I went to the former. It pointed me to another page, and that one pointed me to yet another. It looked like Ghostscript had indeed been updated within the past month or so. I downloaded and installed the update. It didn't solve the problem, though possibly a reboot would have helped.

Was there another way to export JPGs or PNGs from PDFs? I tried XnView, which Irfan claimed was somehow built on code appropriated from him. Its interface certainly was very similar in this particular task. It didn't produce any JPGs either. A post reminded me that I hadn't tried IrfanView in command-line mode. The formula I had worked out previously was like this:
i_view32 D:\Folder1\File35.pdf /c=d:\TestFolder\File35.jpg
but now that was giving me Ghostscript errors too. A search led to suggestions to try ImageMagick and iTextSharp. The latter seemed beyond me. There were also a couple of suggestions on using scripting in GhostScript. They were a bit technical for my taste at this time.

It looked like ImageMagick had been around for a long time -- there were books about it -- and I had run across a number of references to it. So I decided to start there. The copy I downloaded from CNET was corrupted, so I got another from the ImageMagick FTP site. Unzipped, the ImageMagick program folder was 146MB and contained 5,694 files. This was no little alternative to IrfanView. This was a doctoral dissertation.  I immediately cast about for a GUI front end -- I couldn't even find its executables -- and alighted on Converseen.  I downloaded it from Softpedia and installed it.  Would it convert my PDFs to JPGs? I named three PDFs to try it. All three failed with this error:
Error: Magick: Postscript delegate failed [filename]: No such file or directory @ error/pdf.c/ReadPDFImage/664
Now, what do you suppose that meant? I tried a search and got a couple of very helpful sites in Chinese. I modified the search and, lo, it looked like that was an ImageMagick error, not a Converseen error. I gathered there could be a couple of possibilities. One was that, as someone reported, this error was likely (for some unknown reason) when converting PDFs that were mostly text, as mine were, rather than mostly image. Also, there seemed to be a regular cascade of programs: Converseen was a front end for ImageMagick which used GhostScript.
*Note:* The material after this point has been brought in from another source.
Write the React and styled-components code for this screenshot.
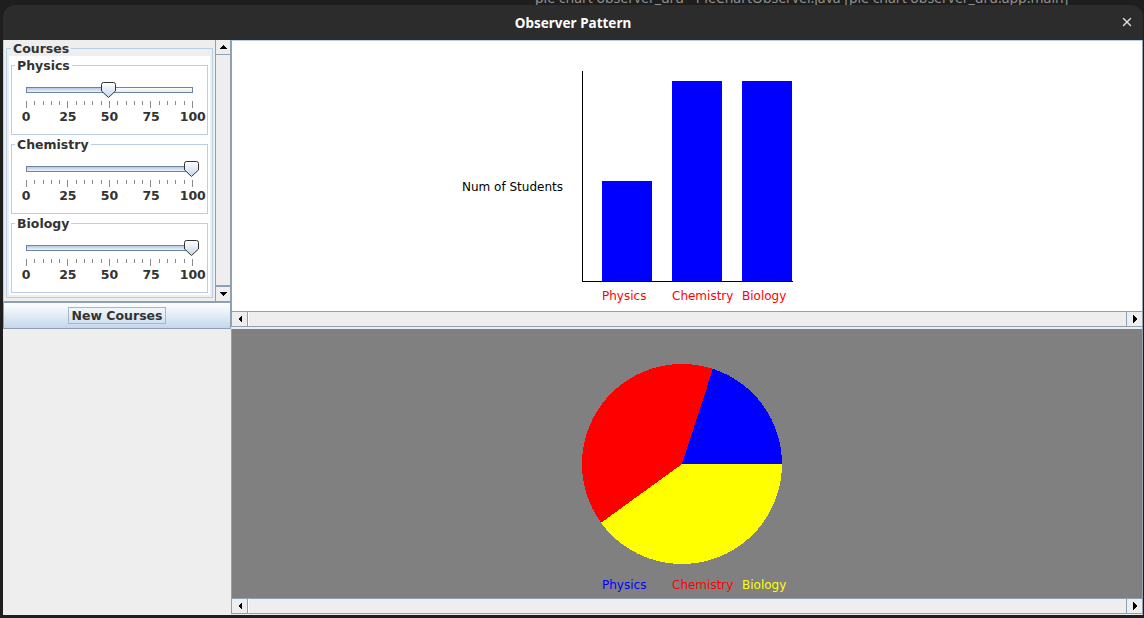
import React from 'react';
import styled, { createGlobalStyle } from 'styled-components';
import { X } from 'lucide-react';

const GlobalStyle = createGlobalStyle`
  html, body {
    margin: 0;
    padding: 0;
    width: 1144px;
    height: 618px;
    overflow: hidden;
    background: #1e1e1e;
  }
`;

const courses = [
  { name: 'Physics', value: 50 },
  { name: 'Chemistry', value: 100 },
  { name: 'Biology', value: 100 },
];

const Screen = styled.div`
  display: flex;
  flex-direction: column;
  width: 1144px;
  height: 618px;
`;

const DesktopStrip = styled.div`
  height: 5px;
  overflow: hidden;
  padding-left: 535px;
  font-family: 'Noto Sans', sans-serif;
  font-size: 14px;
  line-height: 14px;
  color: #8f8f8f;
  white-space: nowrap;
`;

const StripText = styled.div`
  margin-top: -9px;
`;

const Window = styled.div`
  margin-left: 3px;
  width: 1140px;
  height: 610px;
  display: flex;
  flex-direction: column;
  border-radius: 12px 12px 0 0;
  overflow: hidden;
`;

const TitleBar = styled.div`
  height: 35px;
  flex: none;
  background: #2c2c2c;
  display: flex;
  align-items: center;
  justify-content: center;
  position: relative;
  font-family: 'Noto Sans', sans-serif;
  font-weight: 700;
  font-size: 13.5px;
  color: #ffffff;
`;

const CloseButton = styled.div`
  position: absolute;
  right: 9px;
  top: 10px;
  display: flex;
  color: #dddddd;
`;

const Body = styled.div`
  flex: 1;
  display: flex;
  background: #eeeeee;
  font-family: 'DejaVu Sans', 'Liberation Sans', sans-serif;
`;

const LeftPane = styled.div`
  width: 228px;
  flex: none;
  display: flex;
  flex-direction: column;
`;

const CourseScroll = styled.div`
  height: 261px;
  display: flex;
  border-left: 1px solid #b8cfe5;
  border-bottom: 1px solid #8da0b4;
`;

const Viewport = styled.div`
  flex: 1;
  overflow: hidden;
  padding-top: 1px;
`;

const TitledBox = styled.fieldset`
  margin: 0 2px;
  padding: 0 2px 2px;
  border: 1px solid #b8cfe5;
  min-width: 0;
`;

const BoxTitle = styled.legend`
  margin-left: ${p => p.$indent}px;
  padding: 0 2px;
  font-weight: 700;
  font-size: 12.5px;
  line-height: 15px;
  color: #333333;
`;

const CourseList = styled.div`
  background: #ffffff;
  padding: 2px 2px 2px;
  display: flex;
  flex-direction: column;
  gap: 2px;
`;

const CourseBox = styled(TitledBox)`
  margin: 0;
  padding: 0 14px 10px;
`;

const SliderBody = styled.div`
  margin-top: 9px;
  height: 16px;
  position: relative;
  display: flex;
  align-items: center;
`;

const Track = styled.div`
  flex: 1;
  height: 6px;
  box-sizing: border-box;
  border: 1px solid #6e84a3;
  background: linear-gradient(#fbfcfd, #e3ebf3);
  display: flex;
`;

const TrackFill = styled.div`
  height: 100%;
  background: linear-gradient(#b5c9e2, #eef3f9);
`;

const Thumb = styled.svg`
  position: absolute;
  top: 0;
`;

const Ticks = styled.div`
  margin-top: 3px;
  height: 7px;
  display: flex;
  justify-content: space-between;
  align-items: flex-start;
`;

const Tick = styled.span`
  width: 1px;
  height: ${p => (p.$major ? 7 : 4)}px;
  background: #8a8a8a;
`;

const TickLabels = styled.div`
  margin: 2px -20.6px 0;
  display: grid;
  grid-template-columns: repeat(5, 1fr);
  font-weight: 700;
  font-size: 12.5px;
  line-height: 14px;
  color: #333333;
  text-align: center;
`;

const VScroll = styled.div`
  width: 16px;
  flex: none;
  box-sizing: border-box;
  display: flex;
  flex-direction: column;
  border-left: 1px solid #8da0b4;
  border-right: 1px solid #8da0b4;
  background: #eeeeee;
`;

const ArrowButton = styled.div`
  flex: none;
  width: ${p => (p.$vertical ? 'auto' : '16px')};
  height: ${p => (p.$vertical ? '15px' : 'auto')};
  display: flex;
  align-items: center;
  justify-content: center;
  background: #eeeeee;
  box-sizing: border-box;
  ${p => p.$side}: 1px solid #8da0b4;
`;

const VThumb = styled.div`
  flex: 1;
  border-bottom: 1px solid #8da0b4;
  background: #eeeeee;
`;

const NewCoursesButton = styled.button`
  height: 27px;
  flex: none;
  margin: 0;
  padding: 0;
  border: 1px solid #8da0b4;
  background: linear-gradient(#fdfeff, #e2ecf5 50%, #c4d7ea);
  display: flex;
  align-items: center;
  justify-content: center;
  font-family: 'DejaVu Sans', 'Liberation Sans', sans-serif;
  font-weight: 700;
  font-size: 12.5px;
  color: #333333;
`;

const FocusRing = styled.span`
  border: 1px solid #a3b8cc;
  padding: 0 2px;
  line-height: 15px;
`;

const RightPane = styled.div`
  flex: 1;
  display: flex;
  flex-direction: column;
  gap: 2px;
  border-right: 1px solid #8da0b4;
  border-bottom: 1px solid #eeeeee;
`;

const ScrollPane = styled.div`
  display: flex;
  flex-direction: column;
  border-left: 1px solid #8da0b4;
  border-top: ${p => (p.$top ? '1px solid #b8cfe5' : 'none')};
`;

const Canvas = styled.div`
  height: ${p => p.$h}px;
  background: ${p => p.$bg};
  display: flex;
`;

const HScroll = styled.div`
  height: 16px;
  flex: none;
  display: flex;
  box-sizing: border-box;
  border-top: 1px solid #8da0b4;
  border-bottom: 1px solid #8da0b4;
  background: #eeeeee;
`;

const HTrack = styled.div`
  flex: 1;
  border-left: 1px solid #ffffff;
`;

const Arrow = ({ dir }) => {
  const pts = {
    up: '0,4 4,0 8,4',
    down: '0,0 8,0 4,4',
    left: '4,0 4,8 0,4',
    right: '0,0 0,8 4,4',
  }[dir];
  const vertical = dir === 'up' || dir === 'down';
  return (
    <svg width={vertical ? 8 : 4} height={vertical ? 4 : 8} viewBox={vertical ? '0 0 8 4' : '0 0 4 8'} shapeRendering="crispEdges">
      <polygon points={pts} fill="#000" />
    </svg>
  );
};

const SliderThumb = ({ value }) => (
  <Thumb width="15" height="16" viewBox="0 0 15 16" style={{ left: value * 1.65 - 7.5 }}>
    <defs>
      <linearGradient id="thumbFill" x1="0" y1="0" x2="0" y2="1">
        <stop offset="0" stopColor="#ffffff" />
        <stop offset="1" stopColor="#c3d6ea" />
      </linearGradient>
    </defs>
    <path d="M2.5,0.5 H12.5 Q14.5,0.5 14.5,2.5 V9 L7.5,15.5 L0.5,9 V2.5 Q0.5,0.5 2.5,0.5 Z" fill="url(#thumbFill)" stroke="#333333" />
  </Thumb>
);

const CourseSlider = ({ name, value }) => (
  <CourseBox>
    <BoxTitle $indent={-11}>{name}</BoxTitle>
    <SliderBody>
      <Track>
        <TrackFill style={{ width: `${value}%` }} />
      </Track>
      <SliderThumb value={value} />
    </SliderBody>
    <Ticks>
      {Array.from({ length: 21 }, (_, i) => (
        <Tick key={i} $major={i % 5 === 0} />
      ))}
    </Ticks>
    <TickLabels>
      {['0', '25', '50', '75', '100'].map(l => (
        <span key={l}>{l}</span>
      ))}
    </TickLabels>
  </CourseBox>
);

const labelX = [370, 440, 510];

const BarChart = () => (
  <svg width="910" height="270" shapeRendering="crispEdges">
    <text x="230" y="150" fontFamily="DejaVu Sans, sans-serif" fontSize="12" fill="#000">Num of Students</text>
    <line x1="350.5" y1="30" x2="350.5" y2="241" stroke="#000" />
    <line x1="350" y1="240.5" x2="561" y2="240.5" stroke="#000" />
    {courses.map((c, i) => (
      <rect key={c.name} x={labelX[i]} y={240 - c.value * 2} width="50" height={c.value * 2} fill="#0000ff" />
    ))}
    {courses.map((c, i) => (
      <text key={c.name} x={labelX[i]} y="259" fontFamily="DejaVu Sans, sans-serif" fontSize="12" fill="#ff0000">{c.name}</text>
    ))}
  </svg>
);

const pieColors = ['#0000ff', '#ff0000', '#ffff00'];

const PieChart = () => {
  const total = courses.reduce((s, c) => s + c.value, 0);
  const cx = 450;
  const cy = 135;
  const r = 100;
  let start = 0;
  const slices = courses.map((c, i) => {
    const sweep = (c.value / total) * 360;
    const a0 = (start * Math.PI) / 180;
    const a1 = ((start + sweep) * Math.PI) / 180;
    const x0 = cx + r * Math.cos(a0);
    const y0 = cy - r * Math.sin(a0);
    const x1 = cx + r * Math.cos(a1);
    const y1 = cy - r * Math.sin(a1);
    start += sweep;
    const large = sweep > 180 ? 1 : 0;
    return (
      <path key={c.name} d={`M${cx},${cy} L${x0},${y0} A${r},${r} 0 ${large} 0 ${x1},${y1} Z`} fill={pieColors[i]} />
    );
  });
  return (
    <svg width="910" height="269" shapeRendering="crispEdges">
      {slices}
      {courses.map((c, i) => (
        <text key={c.name} x={labelX[i]} y="260" fontFamily="DejaVu Sans, sans-serif" fontSize="12" fill={pieColors[i]}>{c.name}</text>
      ))}
    </svg>
  );
};

const HorizontalBar = () => (
  <HScroll>
    <ArrowButton $side="border-right"><Arrow dir="left" /></ArrowButton>
    <HTrack />
    <ArrowButton $side="border-left"><Arrow dir="right" /></ArrowButton>
  </HScroll>
);

export default function App() {
  return (
    <>
      <GlobalStyle />
      <Screen>
        <DesktopStrip>
          <StripText>ple chart observer_uru - PieChartObserver.java [pie chart observer_uru.app.main]</StripText>
        </DesktopStrip>
        <Window>
          <TitleBar>
            Observer Pattern
            <CloseButton><X size={14} strokeWidth={2.5} /></CloseButton>
          </TitleBar>
          <Body>
            <LeftPane>
              <CourseScroll>
                <Viewport>
                  <TitledBox>
                    <BoxTitle $indent={2}>Courses</BoxTitle>
                    <CourseList>
                      {courses.map(c => (
                        <CourseSlider key={c.name} {...c} />
                      ))}
                    </CourseList>
                  </TitledBox>
                </Viewport>
                <VScroll>
                  <ArrowButton $vertical $side="border-bottom"><Arrow dir="up" /></ArrowButton>
                  <VThumb />
                  <ArrowButton $vertical $side="border-top"><Arrow dir="down" /></ArrowButton>
                </VScroll>
              </CourseScroll>
              <NewCoursesButton>
                <FocusRing>New Courses</FocusRing>
              </NewCoursesButton>
            </LeftPane>
            <RightPane>
              <ScrollPane $top>
                <Canvas $h={270} $bg="#ffffff"><BarChart /></Canvas>
                <HorizontalBar />
              </ScrollPane>
              <ScrollPane>
                <Canvas $h={269} $bg="#808080"><PieChart /></Canvas>
                <HorizontalBar />
              </ScrollPane>
            </RightPane>
          </Body>
        </Window>
      </Screen>
    </>
  );
}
So I couldn't necessarily be sure which one was responsible. For that matter, I didn't even know where to put ImageMagick; I wasn't seeing a manual. Further reading suggested that resolving problems in these programs could be challenging.
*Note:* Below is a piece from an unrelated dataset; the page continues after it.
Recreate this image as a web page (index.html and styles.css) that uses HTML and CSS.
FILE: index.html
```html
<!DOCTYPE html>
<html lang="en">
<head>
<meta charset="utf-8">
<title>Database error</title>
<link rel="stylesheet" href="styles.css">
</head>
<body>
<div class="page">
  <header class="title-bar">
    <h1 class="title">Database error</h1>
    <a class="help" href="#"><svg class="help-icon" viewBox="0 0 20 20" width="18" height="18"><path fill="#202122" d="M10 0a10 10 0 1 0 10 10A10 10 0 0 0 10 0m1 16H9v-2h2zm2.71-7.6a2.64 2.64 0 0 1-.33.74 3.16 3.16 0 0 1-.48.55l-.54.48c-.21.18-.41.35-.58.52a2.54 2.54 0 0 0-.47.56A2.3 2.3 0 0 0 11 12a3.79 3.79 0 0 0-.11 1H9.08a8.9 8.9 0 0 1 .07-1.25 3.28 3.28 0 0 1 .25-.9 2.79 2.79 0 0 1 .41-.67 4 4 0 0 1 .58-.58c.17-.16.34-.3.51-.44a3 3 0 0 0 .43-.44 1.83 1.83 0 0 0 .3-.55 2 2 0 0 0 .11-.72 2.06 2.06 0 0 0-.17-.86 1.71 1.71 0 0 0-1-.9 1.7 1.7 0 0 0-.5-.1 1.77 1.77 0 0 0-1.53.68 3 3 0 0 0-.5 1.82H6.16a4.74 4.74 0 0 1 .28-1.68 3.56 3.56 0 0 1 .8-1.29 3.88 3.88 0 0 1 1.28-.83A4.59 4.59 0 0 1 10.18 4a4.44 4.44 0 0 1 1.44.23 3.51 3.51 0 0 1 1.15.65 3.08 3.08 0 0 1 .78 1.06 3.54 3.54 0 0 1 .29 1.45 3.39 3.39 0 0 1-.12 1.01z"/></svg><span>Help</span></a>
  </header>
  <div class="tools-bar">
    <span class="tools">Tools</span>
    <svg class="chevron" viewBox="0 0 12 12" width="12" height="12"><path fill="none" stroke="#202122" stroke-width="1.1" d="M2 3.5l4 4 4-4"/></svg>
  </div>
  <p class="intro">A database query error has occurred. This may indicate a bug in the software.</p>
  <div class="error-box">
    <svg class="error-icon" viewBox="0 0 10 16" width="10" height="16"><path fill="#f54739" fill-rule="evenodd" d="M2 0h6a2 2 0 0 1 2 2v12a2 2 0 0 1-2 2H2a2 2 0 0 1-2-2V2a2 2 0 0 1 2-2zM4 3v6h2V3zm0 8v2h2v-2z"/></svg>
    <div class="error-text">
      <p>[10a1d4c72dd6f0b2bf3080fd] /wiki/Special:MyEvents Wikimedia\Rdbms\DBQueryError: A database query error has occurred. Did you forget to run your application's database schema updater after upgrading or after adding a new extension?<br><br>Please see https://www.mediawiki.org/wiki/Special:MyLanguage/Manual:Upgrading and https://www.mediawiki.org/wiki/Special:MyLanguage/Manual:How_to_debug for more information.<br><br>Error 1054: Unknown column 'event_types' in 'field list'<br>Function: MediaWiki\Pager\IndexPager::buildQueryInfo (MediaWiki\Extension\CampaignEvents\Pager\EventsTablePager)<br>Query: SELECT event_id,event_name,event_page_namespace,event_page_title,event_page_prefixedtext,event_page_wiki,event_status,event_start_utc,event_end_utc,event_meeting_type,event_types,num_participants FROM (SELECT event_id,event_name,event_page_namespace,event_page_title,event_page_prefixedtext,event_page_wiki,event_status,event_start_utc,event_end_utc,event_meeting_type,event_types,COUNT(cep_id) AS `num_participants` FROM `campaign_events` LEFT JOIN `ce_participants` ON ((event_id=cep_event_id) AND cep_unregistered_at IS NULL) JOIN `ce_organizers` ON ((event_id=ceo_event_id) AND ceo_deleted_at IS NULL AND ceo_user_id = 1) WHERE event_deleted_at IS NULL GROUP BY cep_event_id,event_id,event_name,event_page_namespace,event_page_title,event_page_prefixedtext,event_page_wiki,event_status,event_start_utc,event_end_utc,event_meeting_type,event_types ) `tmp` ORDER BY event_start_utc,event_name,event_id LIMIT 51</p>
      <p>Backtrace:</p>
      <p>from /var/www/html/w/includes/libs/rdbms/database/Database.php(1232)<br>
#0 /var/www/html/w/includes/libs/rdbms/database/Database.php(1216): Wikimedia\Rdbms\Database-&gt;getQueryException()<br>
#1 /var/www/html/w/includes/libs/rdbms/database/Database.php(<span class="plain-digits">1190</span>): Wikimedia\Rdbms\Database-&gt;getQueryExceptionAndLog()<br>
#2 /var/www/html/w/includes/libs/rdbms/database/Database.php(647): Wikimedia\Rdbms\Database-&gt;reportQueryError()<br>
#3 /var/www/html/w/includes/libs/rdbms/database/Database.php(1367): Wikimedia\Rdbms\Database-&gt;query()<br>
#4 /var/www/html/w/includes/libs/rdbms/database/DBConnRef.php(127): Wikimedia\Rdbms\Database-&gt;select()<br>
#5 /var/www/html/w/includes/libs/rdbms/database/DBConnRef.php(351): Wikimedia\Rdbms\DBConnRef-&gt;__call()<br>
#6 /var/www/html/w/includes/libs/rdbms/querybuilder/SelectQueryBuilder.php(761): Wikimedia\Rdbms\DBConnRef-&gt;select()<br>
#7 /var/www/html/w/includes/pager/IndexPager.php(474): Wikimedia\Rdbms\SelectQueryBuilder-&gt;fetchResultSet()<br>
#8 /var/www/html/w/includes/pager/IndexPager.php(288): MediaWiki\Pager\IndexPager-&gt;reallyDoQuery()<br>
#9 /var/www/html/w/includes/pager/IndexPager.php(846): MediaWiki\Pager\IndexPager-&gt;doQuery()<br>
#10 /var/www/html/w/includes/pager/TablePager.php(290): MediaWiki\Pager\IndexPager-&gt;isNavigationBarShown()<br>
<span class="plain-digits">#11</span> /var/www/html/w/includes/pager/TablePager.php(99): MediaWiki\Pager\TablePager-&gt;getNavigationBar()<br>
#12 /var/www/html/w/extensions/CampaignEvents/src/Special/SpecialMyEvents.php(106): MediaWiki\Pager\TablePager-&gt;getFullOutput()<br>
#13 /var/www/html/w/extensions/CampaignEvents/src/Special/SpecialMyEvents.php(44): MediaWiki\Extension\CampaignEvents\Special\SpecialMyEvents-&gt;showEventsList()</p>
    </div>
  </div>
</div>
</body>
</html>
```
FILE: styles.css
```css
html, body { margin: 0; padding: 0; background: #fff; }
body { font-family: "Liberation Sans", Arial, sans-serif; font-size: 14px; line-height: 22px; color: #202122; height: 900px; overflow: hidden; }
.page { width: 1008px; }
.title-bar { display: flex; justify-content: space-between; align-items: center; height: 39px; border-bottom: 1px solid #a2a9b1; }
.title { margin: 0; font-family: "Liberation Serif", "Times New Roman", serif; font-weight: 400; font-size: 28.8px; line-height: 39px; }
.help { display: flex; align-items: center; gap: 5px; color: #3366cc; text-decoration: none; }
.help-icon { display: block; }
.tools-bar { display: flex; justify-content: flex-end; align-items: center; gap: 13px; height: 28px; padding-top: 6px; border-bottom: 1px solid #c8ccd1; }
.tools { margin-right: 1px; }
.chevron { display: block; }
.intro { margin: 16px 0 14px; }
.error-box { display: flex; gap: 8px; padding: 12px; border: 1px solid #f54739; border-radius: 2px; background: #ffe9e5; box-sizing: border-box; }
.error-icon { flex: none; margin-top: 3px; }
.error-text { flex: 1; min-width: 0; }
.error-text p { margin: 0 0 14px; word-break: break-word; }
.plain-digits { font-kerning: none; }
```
I tried another search. At the top of the list: Boxoft PDF to JPG Converter. Its installation process said, "Requires Ghostscript. Do you want to get a free GPL Ghostscript?" It seemed I was destined to have a computer full of copies of Ghostscript.  Or maybe this installation would be the answer to all of the problems described above.  I downloaded and installed the proffered Ghostscript 8.71.  The process didn't look familiar.  I wasn't sure what I had been doing with Ghostscript previously, but this wasn't it.  So would this perchance fix IrfanView?  I opened IrfanView and, wow, now it ran, no reboot necessary.  The way to fix IrfanView was to install Boxoft (or, possibly, to reinstall IrfanView).
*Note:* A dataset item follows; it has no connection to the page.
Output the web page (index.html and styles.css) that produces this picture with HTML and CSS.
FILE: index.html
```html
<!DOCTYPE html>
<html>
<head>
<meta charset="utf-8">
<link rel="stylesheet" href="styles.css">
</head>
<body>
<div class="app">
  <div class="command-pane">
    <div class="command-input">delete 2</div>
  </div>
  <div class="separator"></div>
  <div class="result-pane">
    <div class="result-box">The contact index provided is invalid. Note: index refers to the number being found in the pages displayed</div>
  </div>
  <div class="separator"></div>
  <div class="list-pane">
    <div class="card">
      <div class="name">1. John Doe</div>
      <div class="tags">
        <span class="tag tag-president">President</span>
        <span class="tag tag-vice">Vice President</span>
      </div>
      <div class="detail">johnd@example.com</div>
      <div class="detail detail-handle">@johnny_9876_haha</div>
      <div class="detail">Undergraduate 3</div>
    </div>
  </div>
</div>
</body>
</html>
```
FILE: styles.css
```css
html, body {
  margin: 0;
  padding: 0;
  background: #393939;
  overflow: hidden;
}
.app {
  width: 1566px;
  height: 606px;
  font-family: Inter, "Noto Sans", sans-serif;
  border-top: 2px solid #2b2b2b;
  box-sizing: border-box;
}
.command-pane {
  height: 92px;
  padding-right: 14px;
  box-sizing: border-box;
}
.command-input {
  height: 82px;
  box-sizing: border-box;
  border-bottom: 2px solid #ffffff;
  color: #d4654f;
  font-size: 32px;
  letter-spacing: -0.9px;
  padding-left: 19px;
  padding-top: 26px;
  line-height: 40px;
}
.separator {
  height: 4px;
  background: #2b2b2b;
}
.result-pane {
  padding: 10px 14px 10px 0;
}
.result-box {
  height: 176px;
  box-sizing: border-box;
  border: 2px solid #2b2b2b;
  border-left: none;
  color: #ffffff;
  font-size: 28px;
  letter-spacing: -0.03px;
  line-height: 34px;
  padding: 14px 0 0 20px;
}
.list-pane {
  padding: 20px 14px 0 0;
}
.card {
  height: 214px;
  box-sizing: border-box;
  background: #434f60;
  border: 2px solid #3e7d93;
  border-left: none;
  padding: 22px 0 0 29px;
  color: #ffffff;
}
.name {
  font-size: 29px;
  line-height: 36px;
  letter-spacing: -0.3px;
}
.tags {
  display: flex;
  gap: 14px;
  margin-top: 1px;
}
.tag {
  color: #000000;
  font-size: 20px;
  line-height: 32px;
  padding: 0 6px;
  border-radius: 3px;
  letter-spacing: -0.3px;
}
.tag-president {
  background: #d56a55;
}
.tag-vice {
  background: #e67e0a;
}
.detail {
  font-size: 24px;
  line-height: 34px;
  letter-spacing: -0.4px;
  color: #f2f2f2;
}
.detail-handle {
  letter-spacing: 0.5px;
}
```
But something was wrong.  Didn't IrfanView normally give me multiple pages, one PDF per page, when I used it to convert PDFs to JPGs?  This time, I was getting only one JPG per PDF, no matter how many pages it had.  I assumed that later Ghostscript installations replaced earlier ones, but now I saw that was not necessarily so.  I went into Control Panel > Programs and Features.  I saw three different Ghostscript items.  I wasn't sure if I could uninstall two of them without screwing up the third one.  I tried it, keeping only the Ghostscript 8.71 that I had just installed.  Boxoft and IrfanView both ran as before.  So cleanup accomplished, but IrfanView problem not fixed.

Since I now had Boxoft installed, I tried that.  Like IrfanView, it had a command-line mode and a GUI mode.  I tried the GUI.  It had multiple options.  I liked it.  It did produce multiple JPGs per PDF.  They looked good.  I ran it again, this time selecting only page 1 (Settings > Common tab > PDF Convert Range), and that's exactly what it gave me.  So I wouldn't have to take a separate step of deleting JPGs for the pages other than page 1 of each PDF.  IrfanView didn't have that option, though it did have image editing options (if e.g., I wanted to change the dots per inch, size, or coloring of the resulting JPGs).

I could have continued to look at other options appearing in that search, but it appeared a working conclusion was to go with Boxoft and/or IrfanView, depending on the kind of output desired, and to make sure I was using just one stable, recent version of Ghostscript.